* _Requirements_:
Type out the data exactly as given. Skip any image.
● ● ● ● ●
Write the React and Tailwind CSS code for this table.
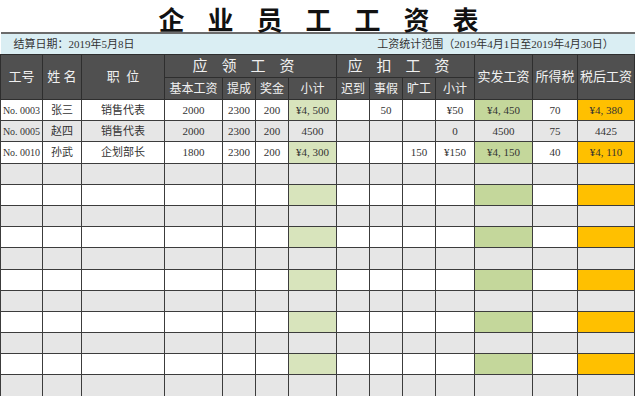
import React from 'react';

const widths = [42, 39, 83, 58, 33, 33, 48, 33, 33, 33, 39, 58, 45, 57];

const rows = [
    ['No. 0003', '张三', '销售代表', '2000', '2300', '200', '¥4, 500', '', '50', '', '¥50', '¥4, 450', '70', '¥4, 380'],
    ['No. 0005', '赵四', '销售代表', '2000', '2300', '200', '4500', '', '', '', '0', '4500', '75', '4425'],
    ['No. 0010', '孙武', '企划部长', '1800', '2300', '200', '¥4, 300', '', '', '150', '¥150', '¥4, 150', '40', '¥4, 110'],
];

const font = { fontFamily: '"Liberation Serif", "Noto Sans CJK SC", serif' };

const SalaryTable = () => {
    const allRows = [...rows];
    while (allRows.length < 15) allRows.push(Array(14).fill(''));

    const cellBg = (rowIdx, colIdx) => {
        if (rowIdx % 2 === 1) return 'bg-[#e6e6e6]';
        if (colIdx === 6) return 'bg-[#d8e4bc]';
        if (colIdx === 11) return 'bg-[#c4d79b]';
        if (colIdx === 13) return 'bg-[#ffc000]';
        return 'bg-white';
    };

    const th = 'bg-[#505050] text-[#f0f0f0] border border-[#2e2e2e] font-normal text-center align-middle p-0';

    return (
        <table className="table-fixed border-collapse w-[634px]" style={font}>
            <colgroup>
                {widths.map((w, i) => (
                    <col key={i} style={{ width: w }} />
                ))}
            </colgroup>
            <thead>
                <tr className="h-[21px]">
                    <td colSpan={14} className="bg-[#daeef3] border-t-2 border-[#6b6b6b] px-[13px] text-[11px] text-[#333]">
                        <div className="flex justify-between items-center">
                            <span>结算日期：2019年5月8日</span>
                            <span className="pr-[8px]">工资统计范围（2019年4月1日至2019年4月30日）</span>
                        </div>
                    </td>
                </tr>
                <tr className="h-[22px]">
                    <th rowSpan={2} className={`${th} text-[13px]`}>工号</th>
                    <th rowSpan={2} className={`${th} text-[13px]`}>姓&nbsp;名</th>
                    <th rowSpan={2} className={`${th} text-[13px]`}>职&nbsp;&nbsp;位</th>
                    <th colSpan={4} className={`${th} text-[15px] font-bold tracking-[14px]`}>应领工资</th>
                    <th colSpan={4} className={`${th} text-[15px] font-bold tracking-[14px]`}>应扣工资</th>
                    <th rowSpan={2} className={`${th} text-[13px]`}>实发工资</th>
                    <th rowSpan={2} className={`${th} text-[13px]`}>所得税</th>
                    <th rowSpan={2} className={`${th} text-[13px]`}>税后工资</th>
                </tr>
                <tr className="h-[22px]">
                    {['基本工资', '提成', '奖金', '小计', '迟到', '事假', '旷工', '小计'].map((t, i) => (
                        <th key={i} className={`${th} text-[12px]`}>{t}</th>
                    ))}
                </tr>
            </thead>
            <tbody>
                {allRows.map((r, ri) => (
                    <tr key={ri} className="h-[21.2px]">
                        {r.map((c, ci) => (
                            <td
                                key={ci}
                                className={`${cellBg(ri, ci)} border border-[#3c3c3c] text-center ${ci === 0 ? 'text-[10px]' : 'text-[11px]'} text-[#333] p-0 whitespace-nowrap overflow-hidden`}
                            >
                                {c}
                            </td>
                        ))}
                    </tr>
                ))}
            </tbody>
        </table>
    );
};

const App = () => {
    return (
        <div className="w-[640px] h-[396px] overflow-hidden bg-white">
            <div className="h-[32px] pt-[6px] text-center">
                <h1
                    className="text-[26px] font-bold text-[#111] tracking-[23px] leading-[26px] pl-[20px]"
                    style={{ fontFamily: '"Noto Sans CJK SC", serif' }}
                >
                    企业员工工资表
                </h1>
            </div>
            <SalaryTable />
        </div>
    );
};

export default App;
● ● ● ● ●
* _Output for this task_:
Write the React and Tailwind CSS code for this table.
import React from 'react';

const widths = [42, 39, 83, 58, 33, 33, 48, 33, 33, 33, 39, 58, 45, 57];

const rows = [
    ['No. 0003', '张三', '销售代表', '2000', '2300', '200', '¥4, 500', '', '50', '', '¥50', '¥4, 450', '70', '¥4, 380'],
    ['No. 0005', '赵四', '销售代表', '2000', '2300', '200', '4500', '', '', '', '0', '4500', '75', '4425'],
    ['No. 0010', '孙武', '企划部长', '1800', '2300', '200', '¥4, 300', '', '', '150', '¥150', '¥4, 150', '40', '¥4, 110'],
];

const font = { fontFamily: '"Liberation Serif", "Noto Sans CJK SC", serif' };

const SalaryTable = () => {
    const allRows = [...rows];
    while (allRows.length < 15) allRows.push(Array(14).fill(''));

    const cellBg = (rowIdx, colIdx) => {
        if (rowIdx % 2 === 1) return 'bg-[#e6e6e6]';
        if (colIdx === 6) return 'bg-[#d8e4bc]';
        if (colIdx === 11) return 'bg-[#c4d79b]';
        if (colIdx === 13) return 'bg-[#ffc000]';
        return 'bg-white';
    };

    const th = 'bg-[#505050] text-[#f0f0f0] border border-[#2e2e2e] font-normal text-center align-middle p-0';

    return (
        <table className="table-fixed border-collapse w-[634px]" style={font}>
            <colgroup>
                {widths.map((w, i) => (
                    <col key={i} style={{ width: w }} />
                ))}
            </colgroup>
            <thead>
                <tr className="h-[21px]">
                    <td colSpan={14} className="bg-[#daeef3] border-t-2 border-[#6b6b6b] px-[13px] text-[11px] text-[#333]">
                        <div className="flex justify-between items-center">
                            <span>结算日期：2019年5月8日</span>
                            <span className="pr-[8px]">工资统计范围（2019年4月1日至2019年4月30日）</span>
                        </div>
                    </td>
                </tr>
                <tr className="h-[22px]">
                    <th rowSpan={2} className={`${th} text-[13px]`}>工号</th>
                    <th rowSpan={2} className={`${th} text-[13px]`}>姓&nbsp;名</th>
                    <th rowSpan={2} className={`${th} text-[13px]`}>职&nbsp;&nbsp;位</th>
                    <th colSpan={4} className={`${th} text-[15px] font-bold tracking-[14px]`}>应领工资</th>
                    <th colSpan={4} className={`${th} text-[15px] font-bold tracking-[14px]`}>应扣工资</th>
                    <th rowSpan={2} className={`${th} text-[13px]`}>实发工资</th>
                    <th rowSpan={2} className={`${th} text-[13px]`}>所得税</th>
                    <th rowSpan={2} className={`${th} text-[13px]`}>税后工资</th>
                </tr>
                <tr className="h-[22px]">
                    {['基本工资', '提成', '奖金', '小计', '迟到', '事假', '旷工', '小计'].map((t, i) => (
                        <th key={i} className={`${th} text-[12px]`}>{t}</th>
                    ))}
                </tr>
            </thead>
            <tbody>
                {allRows.map((r, ri) => (
                    <tr key={ri} className="h-[21.2px]">
                        {r.map((c, ci) => (
                            <td
                                key={ci}
                                className={`${cellBg(ri, ci)} border border-[#3c3c3c] text-center ${ci === 0 ? 'text-[10px]' : 'text-[11px]'} text-[#333] p-0 whitespace-nowrap overflow-hidden`}
                            >
                                {c}
                            </td>
                        ))}
                    </tr>
                ))}
            </tbody>
        </table>
    );
};

const App = () => {
    return (
        <div className="w-[640px] h-[396px] overflow-hidden bg-white">
            <div className="h-[32px] pt-[6px] text-center">
                <h1
                    className="text-[26px] font-bold text-[#111] tracking-[23px] leading-[26px] pl-[20px]"
                    style={{ fontFamily: '"Noto Sans CJK SC", serif' }}
                >
                    企业员工工资表
                </h1>
            </div>
            <SalaryTable />
        </div>
    );
};

export default App;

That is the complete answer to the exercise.